Problem requirements –
Which lines hold the word "index"? Copy each of them from the material.

Information shown –
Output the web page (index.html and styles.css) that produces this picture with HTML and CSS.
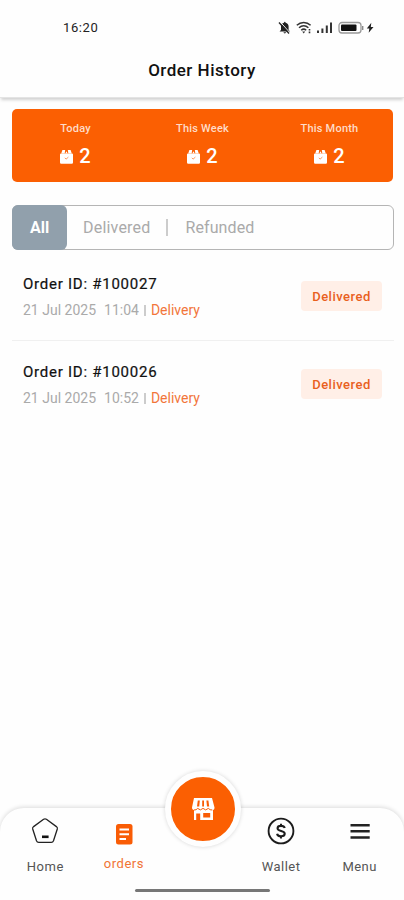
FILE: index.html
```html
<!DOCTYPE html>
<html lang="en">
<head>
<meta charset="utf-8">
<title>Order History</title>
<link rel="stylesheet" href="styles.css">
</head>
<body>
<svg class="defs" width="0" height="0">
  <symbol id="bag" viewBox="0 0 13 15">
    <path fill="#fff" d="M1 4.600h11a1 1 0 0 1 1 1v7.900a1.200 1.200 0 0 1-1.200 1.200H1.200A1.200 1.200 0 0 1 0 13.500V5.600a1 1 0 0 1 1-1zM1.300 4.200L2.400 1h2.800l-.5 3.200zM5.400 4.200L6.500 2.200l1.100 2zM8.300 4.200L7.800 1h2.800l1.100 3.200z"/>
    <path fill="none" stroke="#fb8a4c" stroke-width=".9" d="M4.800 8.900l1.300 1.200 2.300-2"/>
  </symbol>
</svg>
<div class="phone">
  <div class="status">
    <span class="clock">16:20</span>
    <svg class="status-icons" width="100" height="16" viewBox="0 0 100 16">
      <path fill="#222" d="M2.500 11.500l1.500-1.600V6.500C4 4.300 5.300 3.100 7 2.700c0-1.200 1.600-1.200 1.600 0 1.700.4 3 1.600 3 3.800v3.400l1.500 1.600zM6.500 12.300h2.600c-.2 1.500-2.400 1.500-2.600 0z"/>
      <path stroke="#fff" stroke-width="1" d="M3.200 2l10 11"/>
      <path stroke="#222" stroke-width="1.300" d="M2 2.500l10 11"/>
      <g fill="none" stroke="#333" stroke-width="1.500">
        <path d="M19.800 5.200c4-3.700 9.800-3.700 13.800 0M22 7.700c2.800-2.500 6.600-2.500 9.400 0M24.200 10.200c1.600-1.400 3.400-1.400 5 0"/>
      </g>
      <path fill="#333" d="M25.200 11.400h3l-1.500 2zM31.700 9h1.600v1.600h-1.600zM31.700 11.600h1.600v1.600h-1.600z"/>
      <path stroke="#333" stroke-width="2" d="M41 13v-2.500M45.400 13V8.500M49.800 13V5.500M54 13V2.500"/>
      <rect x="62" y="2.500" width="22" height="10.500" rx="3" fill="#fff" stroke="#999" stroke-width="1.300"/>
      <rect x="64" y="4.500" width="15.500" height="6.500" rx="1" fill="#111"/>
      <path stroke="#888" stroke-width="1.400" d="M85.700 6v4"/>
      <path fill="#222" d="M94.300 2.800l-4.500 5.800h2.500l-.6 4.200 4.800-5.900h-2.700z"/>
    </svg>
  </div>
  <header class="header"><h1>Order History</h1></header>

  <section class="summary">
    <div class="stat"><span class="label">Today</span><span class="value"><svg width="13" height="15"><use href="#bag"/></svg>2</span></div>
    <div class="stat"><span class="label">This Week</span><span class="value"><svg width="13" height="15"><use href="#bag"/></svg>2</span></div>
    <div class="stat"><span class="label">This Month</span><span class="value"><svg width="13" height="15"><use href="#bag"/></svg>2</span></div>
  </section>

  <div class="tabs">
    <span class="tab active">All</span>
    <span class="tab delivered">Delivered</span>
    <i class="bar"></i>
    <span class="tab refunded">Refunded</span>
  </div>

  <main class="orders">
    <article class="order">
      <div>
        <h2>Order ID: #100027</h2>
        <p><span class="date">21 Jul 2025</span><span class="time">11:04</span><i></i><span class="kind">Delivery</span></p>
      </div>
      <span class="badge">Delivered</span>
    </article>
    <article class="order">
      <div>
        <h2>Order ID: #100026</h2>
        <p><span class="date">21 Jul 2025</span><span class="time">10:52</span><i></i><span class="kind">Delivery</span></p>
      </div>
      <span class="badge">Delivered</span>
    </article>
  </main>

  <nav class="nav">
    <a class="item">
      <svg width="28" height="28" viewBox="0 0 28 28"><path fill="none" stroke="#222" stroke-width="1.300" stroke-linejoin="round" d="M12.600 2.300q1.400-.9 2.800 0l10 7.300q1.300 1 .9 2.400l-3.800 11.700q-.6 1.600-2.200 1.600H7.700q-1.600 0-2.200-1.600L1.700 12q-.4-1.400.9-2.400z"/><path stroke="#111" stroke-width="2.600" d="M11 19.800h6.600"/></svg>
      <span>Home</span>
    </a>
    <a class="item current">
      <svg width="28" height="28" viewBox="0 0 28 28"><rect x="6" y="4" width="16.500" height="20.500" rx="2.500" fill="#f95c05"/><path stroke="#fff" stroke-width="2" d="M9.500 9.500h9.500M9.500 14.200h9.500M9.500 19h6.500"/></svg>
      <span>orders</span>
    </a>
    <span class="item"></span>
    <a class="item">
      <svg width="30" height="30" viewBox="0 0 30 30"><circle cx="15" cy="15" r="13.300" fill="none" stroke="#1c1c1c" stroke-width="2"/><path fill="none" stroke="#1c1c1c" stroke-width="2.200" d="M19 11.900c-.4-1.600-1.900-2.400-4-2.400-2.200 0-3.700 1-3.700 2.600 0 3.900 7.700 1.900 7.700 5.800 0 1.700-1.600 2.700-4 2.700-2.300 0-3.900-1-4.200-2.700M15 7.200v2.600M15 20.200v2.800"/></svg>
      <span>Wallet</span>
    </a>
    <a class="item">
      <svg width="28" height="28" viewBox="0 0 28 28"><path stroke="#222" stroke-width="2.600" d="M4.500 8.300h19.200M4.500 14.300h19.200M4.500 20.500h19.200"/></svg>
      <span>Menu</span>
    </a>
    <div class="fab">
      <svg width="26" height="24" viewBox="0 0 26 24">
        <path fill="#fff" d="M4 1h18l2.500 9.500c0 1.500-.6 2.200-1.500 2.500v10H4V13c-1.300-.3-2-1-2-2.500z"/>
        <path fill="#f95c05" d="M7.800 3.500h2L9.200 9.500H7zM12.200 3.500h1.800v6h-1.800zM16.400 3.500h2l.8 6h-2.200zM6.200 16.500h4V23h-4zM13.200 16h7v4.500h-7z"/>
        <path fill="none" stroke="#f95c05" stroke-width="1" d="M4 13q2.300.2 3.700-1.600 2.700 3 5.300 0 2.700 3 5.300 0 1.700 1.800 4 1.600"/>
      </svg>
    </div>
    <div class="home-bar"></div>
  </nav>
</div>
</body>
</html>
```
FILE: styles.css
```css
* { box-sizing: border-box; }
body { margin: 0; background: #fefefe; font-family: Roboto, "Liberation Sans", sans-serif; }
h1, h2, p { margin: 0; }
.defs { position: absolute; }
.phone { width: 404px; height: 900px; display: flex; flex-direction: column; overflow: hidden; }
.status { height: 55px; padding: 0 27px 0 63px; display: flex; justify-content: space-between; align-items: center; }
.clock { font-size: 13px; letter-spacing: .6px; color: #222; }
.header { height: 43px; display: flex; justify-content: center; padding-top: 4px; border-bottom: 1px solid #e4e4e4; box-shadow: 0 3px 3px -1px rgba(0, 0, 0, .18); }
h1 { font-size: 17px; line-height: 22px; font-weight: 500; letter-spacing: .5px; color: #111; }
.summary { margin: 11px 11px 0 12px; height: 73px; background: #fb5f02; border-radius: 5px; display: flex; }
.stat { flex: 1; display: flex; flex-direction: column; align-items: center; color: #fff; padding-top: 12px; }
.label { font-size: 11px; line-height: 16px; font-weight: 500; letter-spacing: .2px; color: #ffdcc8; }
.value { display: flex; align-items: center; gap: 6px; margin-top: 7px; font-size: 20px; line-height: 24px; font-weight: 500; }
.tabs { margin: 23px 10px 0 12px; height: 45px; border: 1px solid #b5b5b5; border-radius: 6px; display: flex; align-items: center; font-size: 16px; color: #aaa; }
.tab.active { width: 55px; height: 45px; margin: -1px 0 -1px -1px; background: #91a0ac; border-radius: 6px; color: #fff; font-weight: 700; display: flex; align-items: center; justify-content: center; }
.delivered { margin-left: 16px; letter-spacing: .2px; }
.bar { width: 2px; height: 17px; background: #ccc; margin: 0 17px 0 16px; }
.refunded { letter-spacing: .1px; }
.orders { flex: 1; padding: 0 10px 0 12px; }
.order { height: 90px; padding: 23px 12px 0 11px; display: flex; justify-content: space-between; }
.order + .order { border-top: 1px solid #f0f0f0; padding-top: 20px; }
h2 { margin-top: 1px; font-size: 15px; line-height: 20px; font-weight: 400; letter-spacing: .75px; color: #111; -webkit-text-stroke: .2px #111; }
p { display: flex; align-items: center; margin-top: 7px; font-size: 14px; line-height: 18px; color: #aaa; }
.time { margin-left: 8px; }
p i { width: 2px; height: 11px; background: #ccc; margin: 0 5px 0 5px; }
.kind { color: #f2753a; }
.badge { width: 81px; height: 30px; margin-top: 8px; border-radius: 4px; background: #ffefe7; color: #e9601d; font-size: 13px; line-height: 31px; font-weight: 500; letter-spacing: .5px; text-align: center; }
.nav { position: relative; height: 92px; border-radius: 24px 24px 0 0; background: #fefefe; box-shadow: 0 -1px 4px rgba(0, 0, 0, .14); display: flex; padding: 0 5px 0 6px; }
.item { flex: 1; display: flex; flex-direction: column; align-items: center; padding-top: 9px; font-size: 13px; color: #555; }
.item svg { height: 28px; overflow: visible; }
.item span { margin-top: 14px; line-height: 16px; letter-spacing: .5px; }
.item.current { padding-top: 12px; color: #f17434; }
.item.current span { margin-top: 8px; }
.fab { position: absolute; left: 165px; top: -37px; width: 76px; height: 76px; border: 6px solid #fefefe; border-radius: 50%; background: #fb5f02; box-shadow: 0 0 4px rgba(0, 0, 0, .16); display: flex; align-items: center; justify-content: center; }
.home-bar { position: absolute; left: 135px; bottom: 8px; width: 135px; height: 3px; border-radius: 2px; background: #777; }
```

Solution –
Output the web page (index.html and styles.css) that produces this picture with HTML and CSS.
FILE: index.html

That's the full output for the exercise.